坂本龍一展の話
音を観る 時を聴く
普段目を使うことを生業としている私は、
ずっと 見えるもの > 聞こえるもの として生きてきた。
視覚と聴覚どちらかを差し出さなければならないとしたら?の問いに秒で「どうぞ聴覚を!」と言う気満々でいたけど、今回の展示を観て少し怯んだ。

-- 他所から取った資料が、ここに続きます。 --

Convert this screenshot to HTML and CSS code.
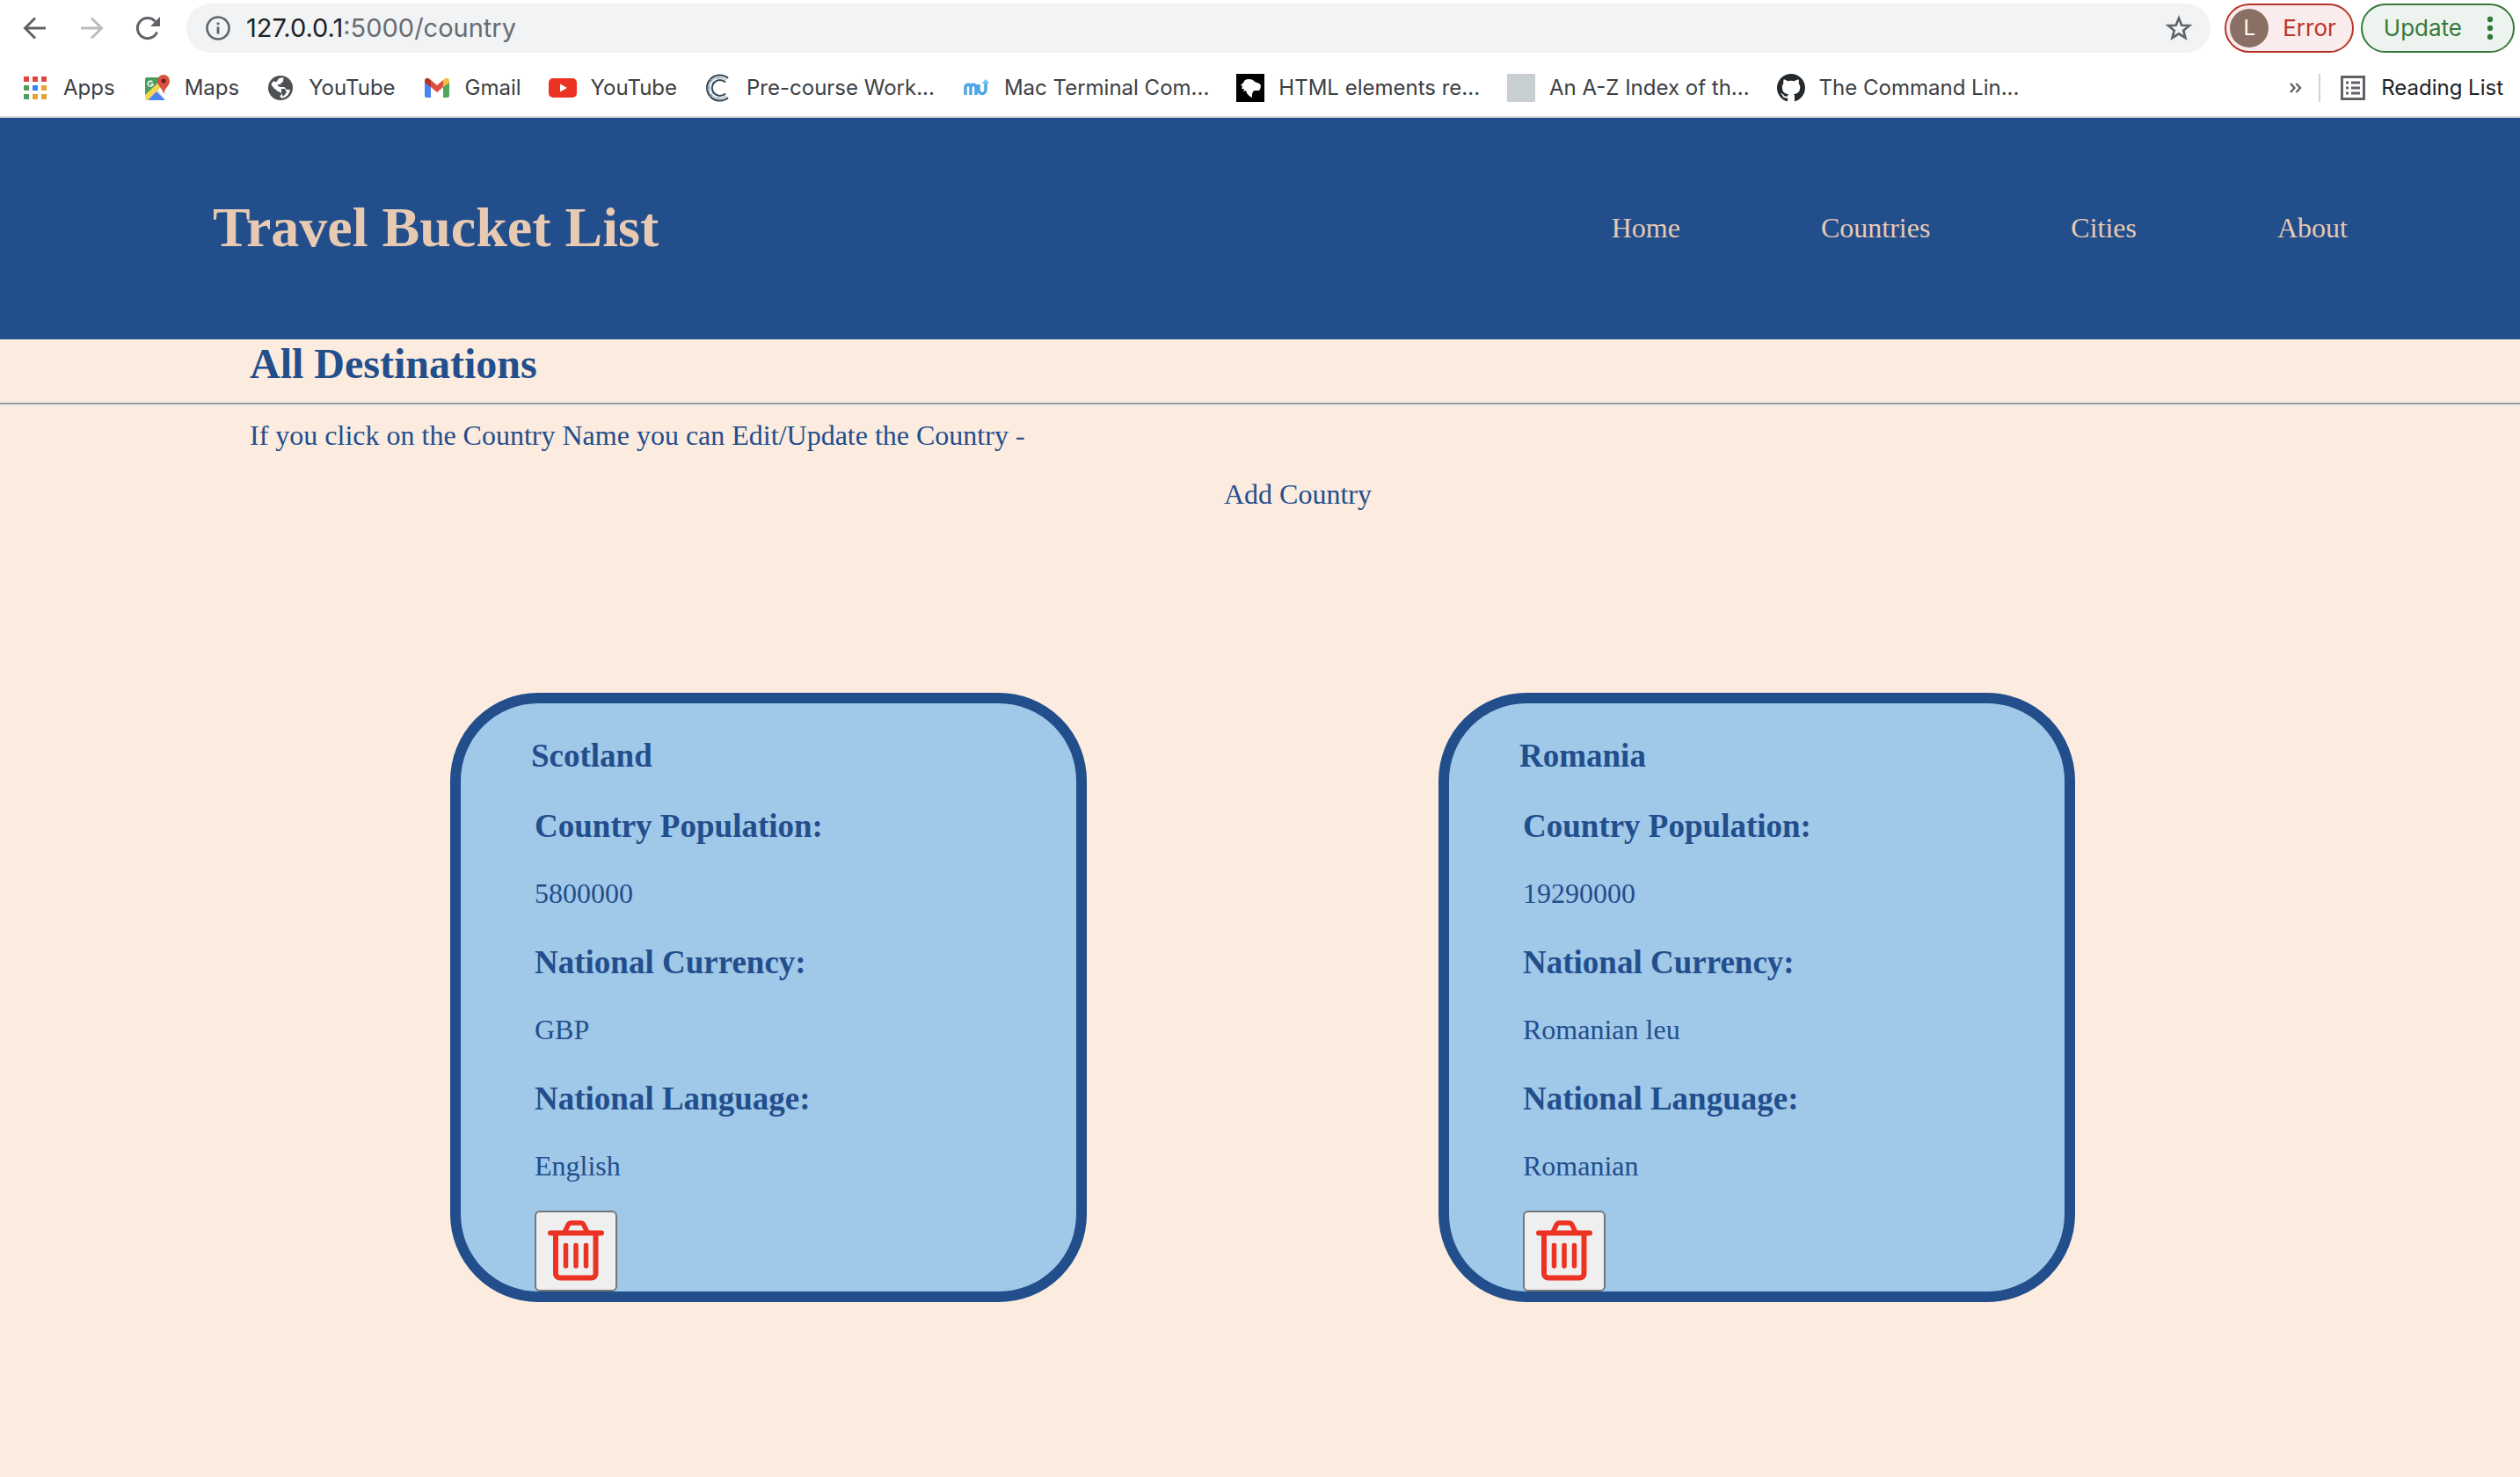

音によって見えるものも変わるし、見るものによって音も変わる。
視ると聴くは繋がってるんだなと思った。
視覚と聴覚を行ったり来たりする、当たり前のようで普段意識していないものを改めて感じる体験。
今ここで私たちに聴こえている音だけど、その音を作ったのは過去。って、よくよく考えたらすごく不思議。
気になった展示作品を振り返る。(撮影は一部展示のみ可。)
3,《IS YOUR TIME》坂本龍一 with 高谷史朗
東日本大震災で被災して泥だらけになったピアノが、地震のデータから得た音を奏でる。頭上にはしんしんと雪の降る空の映像。雪の日に、こんなふうに落ちてくる雪を見上げていたことあったなぁ、なんて思い出す。
役目を失ってモノになったピアノ。彼にとっての表現するための道具としてのピアノという存在と、ただのモノに還ったピアノの存在に思いをはせてみる。
4,カールステン・ニコライ《PHOSPHENES》 《ENDO EXO》音楽:坂本龍一
6,坂本龍一+高谷史朗《async-immersion tokyo》
音に対してクリエイターが映像をつける、というのなんとなくわかるけど、逆はどうにも難しい。それぞれの特性によるものなのかもしれないけど、少なくとも私にはすごく難しく感じる。
だったらこの人は、どうやって音を作っていたんだろう?頭に映像を浮かべてそれを音にしていたのか?多分ちがうような。
この人はいろんなものが視えちゃう(スピ的なのじゃなくて)から、一般社会で生きていくのが大変だったんじゃないかなぁと思う。
⑤坂本龍一+アピチャッポン・ウィーラセタクン
《async-first light》《durmiente》
無意識の音に包まれて。眠る人々(たまに動物も)を見ながらこちらもウトウトしながら観た。人間って、動物の中でも睡眠の時間がかなり長い生き物だよな~燃費悪いよな~なんて思いながら。

「流動するもの、見えないもの、聴こえないもの」
今回の展示で何度も出てくる「霧」と「水」。
この装置、家に欲しい。休みの日に一日中これ見てぼーっとしたい。



この作品は万人が楽しめるものだと思う。
10,坂本龍一+中谷芙二子+高谷史朗《LIFE-WELL TOKYO》 霧の彫刻
実際に霧のなかに包まれることが出来る体験型のインスタレーション。
(時間が無かったのと濡れるのが嫌で私は屋内から鑑賞)


今回の展示で感じたことは、音楽家:坂本龍一という一人の人間を深掘りするというより、坂本龍一から影響を受けた人がいろんな角度から表現したらこんな感じになりました。っていうものを展示していた印象。
実際に展示の一画にロジックツリーみたいな感じで坂本龍一から関連する人や物を無数に枝分かれさせている図があって、それはまるで宇宙みたいだった。
影響。それは無限に拡がる宇宙だ。
手書きの日記?みたいなカードがズラッと並べられた展示の中で、ふと目に飛び込んできた言葉が印象的。
自分が他人に何を提供できるか
「自分の為」という時代じゃない
自らの持つ稀有な能力をどのようにして社会のために使えるか、それをずっと考えながら創作をしていたのかなぁ。
11、坂本龍一×岩井俊雄《Music Play Imases ×Images Play Music》

展示の最後に現れた、ホログラムの坂本龍一。
自動演奏のピアノに、ライブの演奏映像を合わせて。曲間に観客に向かってお辞儀したりして、本当にすぐそこにいてピアノを弾いているみたい。
余談、3Dホログラムといえばhideを思い出してしまう世代…(あれをなんて未来的!って思ったのはもう何年前か)
そして、ここでもピアノの音が光によって可視化されている。見えた音は、太陽みたいだし、星空みたいだし。
坂本龍一の音楽はいつも美しくて悲しい。
肉体が無くなっても、こうやって時間を越えて私たちの前に現れて、影響を与えることができる。
(ひゃ、現代美術って、そういうこと?!)
色々と考えることもあったけど、ひとまず今回の展示は空間の中に没入することが楽しかった。ボーッと音と映像の空間に埋もれることでメディテーション的な効果も感じられた。
予想外だったのが、来場者の大半が20代〜と思わしき若い客層だったこと。海外の人も多かった。みんな訳知り顔で「ふむ」と小難しい顔をして展示を見ていたのが印象的。

「音を視る、時を聴く」ってこと、もう分かったよね、って言われてるみたいだった。